Wednesday, 22 August 2018

10 stocks that corrected by up to 30% from their 52-week highs and could return up to 65%

After June quarter earnings, Motilal Oswal has come out with a list of 10 midcap stocks that have fallen by up to 30% and could now return up to 65% in the next one year

The week started on a strong note as the Nifty climbed to new heights on Monday and the Midcap index traded in line with benchmark indices, driven by long build-ups and short covering.
The recovery in the rupee and firm global cues on likely talks between US and China to ease trade tensions boosted investor sentiment.
"Markets are on steroids defying gravity with very strong buying momentum from DIIs and FIIs. The FIIs who have been net sellers till H1CY18 have turned net buyers providing much needed aggressive push to Indian markets," Jagannadham Thunuguntla, Senior Vice President and Head of Research (Wealth), Centrum Broking, told Moneycontrol.
Thunuguntla said that the recently-concluded earnings season has confirmed that Indian corporate earnings have become robust (even though hiccups from PSU banks remain).
But if one were to look at the performance of both indices on a year-to-date (YTD) basis, they will find that unlike large-cap stocks, which drove Sensex and Nifty to their highest-ever points, mid-cap stocks just haven't been performing up to speed.
The Sensex and Nifty have risen by around 12 percent and 9 percent, respectively, so far this year. The BSE Largecap, BSE100, BSE200 and BSE500 indices are all up 3-8 percent for the calendar.
On the contrary, despite recovering from its 2018 lows, the BSE Midcap index is still down 8 percent for the calendar.
Undervaluation of stocks and earnings recovery were the primary reasons behind the index recovering from its lows. But for stocks that are still under pressure and quite far from their 52-week highs, the weakness stems from fundamental underperformance and overvaluation. These companies will have to report even better earnings performance to quickly recover.
Half of the BSE Midcap index's constituent stocks are still in the red for this year. Of the lot, more than 40 stocks are down between 10-90 percent, while only 19 stocks are up 10-60 percent.
Every expert on the Street agreed that the sell-off in mid-cap and small-cap stocks was warranted as these indices had surged 47 percent and 57 percent, respectively, in 2017.
Despite having fallen that much, most of these stocks are still highly valued, considering their earnings for the June quarter. Experts said that if earnings recovery does not take place in next few quarters, these stocks could fall further.
"I do not know about prices, but feel that most midcaps and smallcaps are still highly overvalued. If the earnings do not grow aggressively this year, there could be a further correction in prices," Raghvendra Nath, Managing Director, Ladderup Wealth Management, told Moneycontrol.
After June quarter earnings, Motilal Oswal has come out with a list of top 10 midcap stocks, which have fallen by up to 30 percent, and could now return up to 65 percent in next one-year period.

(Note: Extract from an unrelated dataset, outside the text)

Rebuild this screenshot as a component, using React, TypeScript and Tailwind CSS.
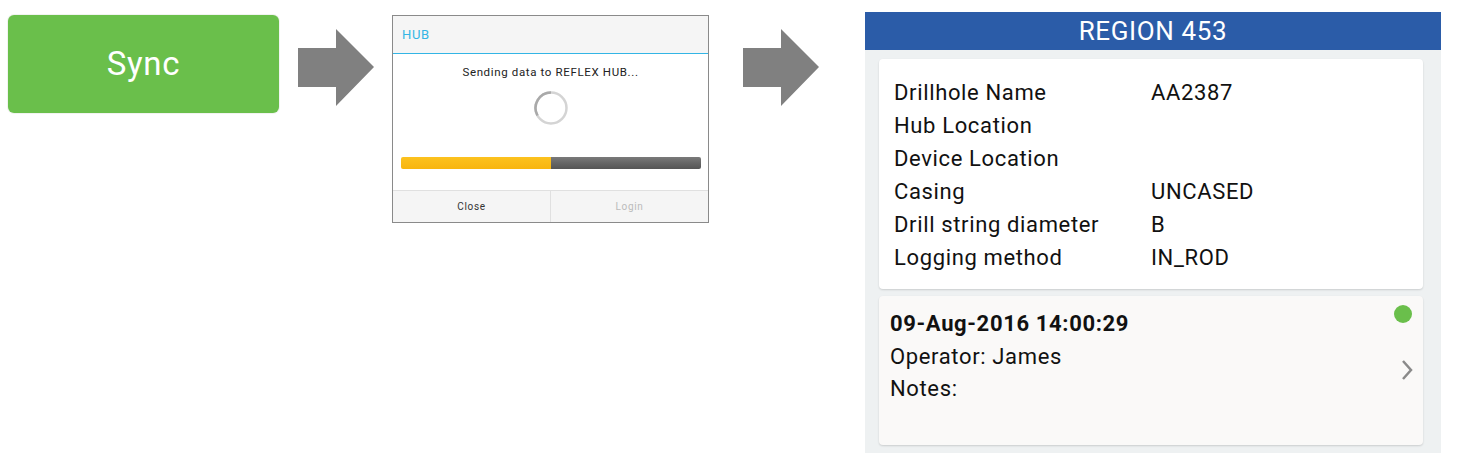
import React from "react";

function Arrow() {
  return (
    <svg width="77" height="78" viewBox="0 0 77 78" className="block">
      <polygon points="0,19 38,19 38,0 76,38 38,77 38,58 0,58" fill="#808080" />
    </svg>
  );
}

function Row({ label, value }: { label: string; value?: string }) {
  return (
    <div className="flex h-[33px] items-center">
      <div className="w-[257px]">{label}</div>
      <div>{value}</div>
    </div>
  );
}

export default function App() {
  return (
    <div
      className="w-[1461px] h-[463px] bg-white flex items-start overflow-hidden tracking-[0.04em]"
      style={{ fontFamily: "Roboto, 'Noto Sans', sans-serif" }}
    >
      {/* Sync button */}
      <div className="ml-[7px] mt-[14px] p-px rounded-[7px] bg-[#f1f3f0]">
        <div className="w-[271px] h-[98px] rounded-[6px] bg-[#6abf4b] flex items-center justify-center text-white text-[33px]">
          Sync
        </div>
      </div>

      <div className="ml-[18px] mt-[29px]">
        <Arrow />
      </div>

      {/* Dialog */}
      <div className="ml-[17px] mt-[15px] w-[317px] h-[208px] border border-[#8a8a8a] bg-white flex flex-col">
        <div className="h-[38px] bg-[#f5f5f5] border-b border-[#33b5e5] flex items-center pl-[9px] text-[13px] text-[#33b5e5]">
          HUB
        </div>
        <div className="flex-1 flex flex-col items-center">
          <div className="mt-[10px] text-[11.5px] text-[#222]">Sending data to REFLEX HUB...</div>
          <svg width="36" height="36" viewBox="0 0 36 36" className="mt-[9px]">
            <circle cx="18" cy="18" r="15.5" fill="none" stroke="#d4d4d4" strokeWidth="2.5" />
            <path d="M18 2.5 A15.5 15.5 0 0 0 4.5 25.5" fill="none" stroke="#a9a9a9" strokeWidth="2.5" />
          </svg>
          <div className="mt-[31px] w-[300px] h-[12px] rounded-[2px] overflow-hidden flex">
            <div className="w-[150px] h-full bg-gradient-to-b from-[#fcc21e] to-[#f8b50f]" />
            <div className="flex-1 h-full bg-gradient-to-b from-[#7a7a7a] via-[#666] to-[#555]" />
          </div>
        </div>
        <div className="h-[32px] border-t border-[#e0e0e0] bg-[#f5f5f5] flex text-[10px]">
          <div className="flex-1 flex items-center justify-center text-[#333] border-r border-[#e0e0e0]">Close</div>
          <div className="flex-1 flex items-center justify-center text-[#bbb]">Login</div>
        </div>
      </div>

      <div className="ml-[34px] mt-[29px]">
        <Arrow />
      </div>

      {/* Right panel */}
      <div className="ml-[45px] mt-[12px] w-[576px] h-[441px] bg-[#eef1f2] flex flex-col">
        <div className="h-[38px] bg-[#2b5ca8] text-white text-[26px] flex items-center justify-center">
          REGION 453
        </div>
        <div className="ml-[14px] mr-[18px] mt-[9px] bg-white rounded-[4px] shadow-[0_1px_2px_rgba(0,0,0,0.15)] pl-[15px] pt-[17px] pb-[15px] text-[22px] text-[#111]">
          <Row label="Drillhole Name" value="AA2387" />
          <Row label="Hub Location" />
          <Row label="Device Location" />
          <Row label="Casing" value="UNCASED" />
          <Row label="Drill string diameter" value="B" />
          <Row label="Logging method" value="IN_ROD" />
        </div>
        <div className="relative ml-[14px] mr-[18px] mt-[7px] h-[149px] bg-[#faf9f8] rounded-[4px] shadow-[0_1px_2px_rgba(0,0,0,0.15)] pl-[11px] pt-[11px] text-[22px] text-[#111]">
          <div className="h-[33px] flex items-center font-bold">09-Aug-2016 14:00:29</div>
          <div className="h-[32px] flex items-center">Operator: James</div>
          <div className="h-[33px] flex items-center">Notes:</div>
          <div className="absolute right-[11px] top-[9px] w-[18px] h-[18px] rounded-full bg-[#6abf4b]" />
          <svg className="absolute right-[10px] top-[63px]" width="12" height="22" viewBox="0 0 12 22">
            <path d="M2 2 L10 11 L2 20" fill="none" stroke="#8a8a8a" strokeWidth="2.5" />
          </svg>
        </div>
      </div>
    </div>
  );
}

Among the list of stocks was Petronet LNG, which corrected 21 percent from its 52-week high, and could now return 43 percent.
"Dahej continued over utilisation despite the fact that LNG prices had almost doubled YoY. We expect the same to continue. Kochi terminal's utilization would increase as Kochi refinery stabilizes and Kochi-Mangalore pipeline gets completed. Dahej would get further boost when it's expansion from 15mmtpa to 17.5mmtpa completes early next calendar year," Motilal Oswal said.
Another stock, which comes under the FMCG basket, is Emami. The stock, which is the top pick in consumer space, is expected to rally 16 percent to Rs 665.
The reasons to pick this stock among mid-caps are (a) normalisation of wholesale trade where Emami's share is higher than peers, due to which its pace of earnings growth over a low base is likely to be very strong (b) likely healthy growth in existing categories, where it has a dominant market share and (c) best-of-breed R&D and A&P resulting innovative products backed by strong marketing.
Emami's Q1 earnings missed analysts' estimates on all accounts. Domestic volumes grew just 18 percent YoY (on a low base of an 18 percent fall last year) and EBITDA margin expanded 490 bps YoY.
Of the 10 stocks on Motilal Oswal's list, RBL Bank has fallen the least, having declined only 3 percent from its 52-week high due to its strong business performance.
"NIM's expanded 6 bps QoQ (one of the very few banks to report NIM expansion) which coupled with strong fee growth enabled inline earnings. RBL further provided on its MFI portfolio taking the PCR up by 284 bps QoQ to 60.4 percent even as the credit cost in rest of the portfolio has moderated," Motilal Oswal said.
RBL guided for further provisions toward the balance one-third stressed MFI loans over Q2/Q3; bank guided for 1.5 percent return on assets for FY20E and 40-45bp of tier 1 capital consumption per quarter.
The research house expects the stock to rally 14 percent to Rs 650.
Among others are JSPL, Tata Chemicals, Mindtree, Oberoi Realty, CG Consumer, TeamLease Services and MCX.